The data obtained from the object detection and segmentation is then stored in the database (213) in form of pretrained objects data. In one embodiment, the pretrained objects data is obtained by labeling and creating bounding boxes to the objects of the images stored as a domain specific information of the database (104). The object detection and the object segmentation data are further used for performing feature extraction.
The processor (201) may be further configured to perform feature extraction. The feature extraction includes extraction of information from the query image by classifying the image into multiple categories. The classification of extracted information may be implemented by various custom trained deep learning models (classifiers) and known as feature extraction of the query images. The feature extraction may be executed by optimized models obtained by training Convolutional Neural Network (CNN) based on a tool ‘keras’ and the domain specific data.
The process of feature extraction may include multiple sub-steps. The first step of feature extraction process is to collect customized data as per the required feature pre-trained and fed to the database (213) of the system (101). In an exemplary embodiment, if the user requirement is to extract pattern of a shirt as one of the features, then the pretrained data fed to the database (213) of the system (101) is categorised as “Printed, Checked, Stripes, Solids” etc.
The CNN network based on ‘keras’ implemented by the processor (201) includes simultaneous steps of Convolution, Polling and Flattening. The classifier is enabled to determine and predict the pattern of the ‘shirt’ from the query image by comparing the feature data to a pretrained data stored in the database (213). The process of feature extraction is repeated for predetermined iterations in order to extract additional plurality of features from the objects in the query image. It must be noted herein that the aforementioned technique of feature extraction using the listed technologies above are known in the art and hence the detailed description of those technologies are described in the disclosure for the sake of brevity.
The processor (201) may be further configured for assigning a score (interchangeably referred as “score value”) to the plurality of features extracted from the plurality of objects of the query image. The score is assigned based on a pre-trained score assignment model stored in the database (213).
In one embodiment, the plurality of features are the attributes obtained from segmentation and detection of objects. In another embodiment, the plurality of features can be constituted as word or symbolic tags to the characteristics of the objects of the query image. In one embodiment, the plurality of features may be represented as, but are not limited to, optical character (OCR) recognized text available in the query image. Such text is also added as a feature to form a features string generated from attributes, tags and OCR identified text.
The processor (201) may be further configured to combine and add each of a plurality of features obtained from a pretrained data by generating a feature string corresponding to the query image based upon the score assigned to each of the plurality of features.
The processor (201) may be further configured for normalizing the score values, such that all the different features are represented on a common scale in a signature feature string. In one embodiment, the score values may be represented as the probability values.
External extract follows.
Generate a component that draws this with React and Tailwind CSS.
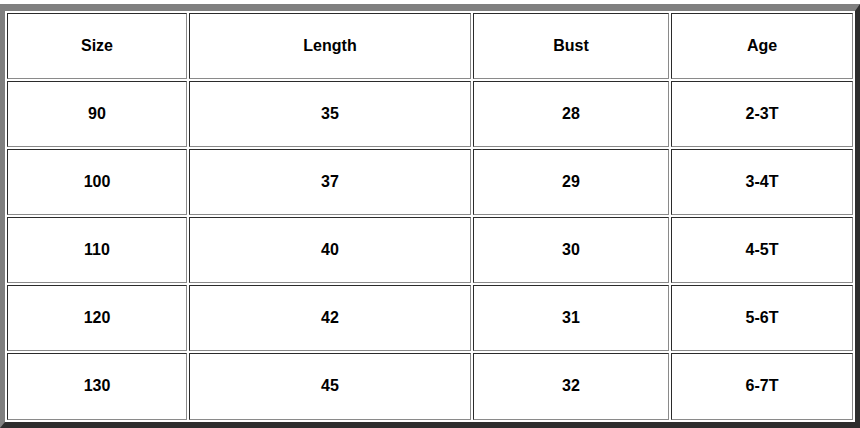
import React from "react";

const headers = ["Size", "Length", "Bust", "Age"];

const rows = [
  ["90", "35", "28", "2-3T"],
  ["100", "37", "29", "3-4T"],
  ["110", "40", "30", "4-5T"],
  ["120", "42", "31", "5-6T"],
  ["130", "45", "32", "6-7T"],
];

function Cell({ children }) {
  return (
    <div className="flex items-center justify-center pb-[1px] border border-t-[#2b2b2b] border-l-[#2b2b2b] border-r-[#8a8a8a] border-b-[#8a8a8a] bg-white text-[16px] font-bold text-black">
      {children}
    </div>
  );
}

export default function App() {
  return (
    <div
      className="w-[860px] h-[428px] overflow-hidden bg-white pt-[4px]"
      style={{ fontFamily: '"Liberation Sans", Arial, sans-serif' }}
    >
      <div className="border-l-[5px] border-t-[7px] border-r-[5px] border-b-[6px] border-l-[#808080] border-t-[#808080] border-r-[#2d2d2d] border-b-[#2d2d2d] p-[2px]">
        <div className="grid grid-cols-[180px_282px_196px_182px] grid-rows-[66px_66px_66px_66px_66px_67px] gap-[2px]">
          {headers.map((h) => (
            <Cell key={h}>{h}</Cell>
          ))}
          {rows.map((r, i) =>
            r.map((v, j) => <Cell key={`${i}-${j}`}>{v}</Cell>)
          )}
        </div>
      </div>
    </div>
  );
}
The processor (201) may be further configured for generating a signature feature string corresponding to the query image based upon score assigned to each of the plurality of features. In one embodiment, the signature feature string of the query image may be generated by obtaining and quantifying score value of ‘n’ features based on the score of the extracted features and then repeating ‘n’ times to form a signature features string of a query image. In one embodiment, the signature feature string may be generated for all the images in the domain specific information prestored in the database (213).
The processor (201) may be further configured for converting the signature feature string in form of a vector representation thereby generating an input image vector corresponding to the query image. The processor (201) may be further configured for comparing the input image vector with a plurality of prestored image vectors corresponding to a plurality of images obtained from the database (213). In one embodiment, comparing the input image vector with the prestored image vectors stored in the database (213) may be performed by a cosine similarity technique. The input image vector corresponds to the query image data prestored in the database in form of a vector representation.
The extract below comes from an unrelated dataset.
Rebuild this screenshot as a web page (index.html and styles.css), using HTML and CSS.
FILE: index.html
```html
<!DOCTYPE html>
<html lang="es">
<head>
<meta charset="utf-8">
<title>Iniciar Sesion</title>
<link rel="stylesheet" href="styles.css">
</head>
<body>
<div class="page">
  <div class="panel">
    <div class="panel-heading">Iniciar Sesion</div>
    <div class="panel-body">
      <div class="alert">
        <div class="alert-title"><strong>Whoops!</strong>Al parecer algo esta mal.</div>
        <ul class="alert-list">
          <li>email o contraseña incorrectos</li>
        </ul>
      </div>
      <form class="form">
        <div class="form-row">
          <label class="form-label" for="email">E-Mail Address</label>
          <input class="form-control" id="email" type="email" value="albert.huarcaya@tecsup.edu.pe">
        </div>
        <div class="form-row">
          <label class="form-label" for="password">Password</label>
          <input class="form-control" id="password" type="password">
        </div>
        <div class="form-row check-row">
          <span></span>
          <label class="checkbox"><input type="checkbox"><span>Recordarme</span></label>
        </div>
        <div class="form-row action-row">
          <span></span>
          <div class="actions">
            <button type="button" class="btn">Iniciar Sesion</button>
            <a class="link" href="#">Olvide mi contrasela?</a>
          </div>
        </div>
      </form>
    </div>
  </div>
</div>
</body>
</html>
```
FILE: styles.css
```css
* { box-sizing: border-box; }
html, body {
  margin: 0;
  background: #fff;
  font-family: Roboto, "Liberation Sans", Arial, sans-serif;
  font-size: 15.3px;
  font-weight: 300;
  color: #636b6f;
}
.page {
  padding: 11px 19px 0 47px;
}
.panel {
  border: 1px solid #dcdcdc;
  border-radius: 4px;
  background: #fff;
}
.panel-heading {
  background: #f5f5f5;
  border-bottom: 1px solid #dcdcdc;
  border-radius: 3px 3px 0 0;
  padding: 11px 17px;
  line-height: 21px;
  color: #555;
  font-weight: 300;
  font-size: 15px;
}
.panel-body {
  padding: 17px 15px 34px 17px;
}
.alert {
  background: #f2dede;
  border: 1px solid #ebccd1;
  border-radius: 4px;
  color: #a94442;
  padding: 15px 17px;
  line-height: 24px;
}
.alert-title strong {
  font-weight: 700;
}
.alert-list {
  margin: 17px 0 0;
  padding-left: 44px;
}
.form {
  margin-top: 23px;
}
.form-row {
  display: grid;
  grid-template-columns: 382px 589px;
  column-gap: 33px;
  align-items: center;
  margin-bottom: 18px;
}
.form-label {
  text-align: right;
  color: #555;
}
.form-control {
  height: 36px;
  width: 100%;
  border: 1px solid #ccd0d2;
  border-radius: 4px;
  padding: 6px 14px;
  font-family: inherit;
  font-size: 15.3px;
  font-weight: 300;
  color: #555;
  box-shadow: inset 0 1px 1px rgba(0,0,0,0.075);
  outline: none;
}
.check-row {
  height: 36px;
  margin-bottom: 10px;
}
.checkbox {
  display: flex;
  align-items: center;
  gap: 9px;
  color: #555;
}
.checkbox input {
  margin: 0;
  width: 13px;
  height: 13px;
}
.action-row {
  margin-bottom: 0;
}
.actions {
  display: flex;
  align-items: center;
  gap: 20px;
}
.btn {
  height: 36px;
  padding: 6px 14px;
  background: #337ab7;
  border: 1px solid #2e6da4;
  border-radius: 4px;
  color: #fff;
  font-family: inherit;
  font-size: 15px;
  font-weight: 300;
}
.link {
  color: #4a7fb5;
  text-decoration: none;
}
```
In one embodiment, the processor may be configured to represent input image vector corresponding to the query image in form of a vector space occupying a point in a cubical matrix comprising the domain specific information prestored in the database (213).
The processor (201) may be further configured to retrieving at least one of an image vector matching with the input image vector corresponding to the query image. The processor (201) may be further configured for displaying one or more images on the user devices (103) corresponding to the at least one image vector matching with the query image vector representation.
Now, referring to Figure 2, a pipeline of the programmed instructions executed by the system (101) for enabling faster and optimized image based search retrieval is illustrated, in accordance with an embodiment of the present disclosure. In an embodiment, the processor (201) may enable the database (213) to store the domain specific information in form a vector representation as in a vector space. The processor (201) may be configured for receiving an input image (instead of query image) from a us. The processor (201) may be configured for initially pre-processing and converting the input image into a standard format, wherein the standard format is a format enabled for a deep learning classifier technique. The processor (201) may be configured for independently detecting and segmenting a plurality of objects present in the query image based upon a pretrained object detection and segmentation data. The processor (201) may be configured for extracting a plurality of features from the plurality of objects of each of the input image based upon a pre-trained machine learning model.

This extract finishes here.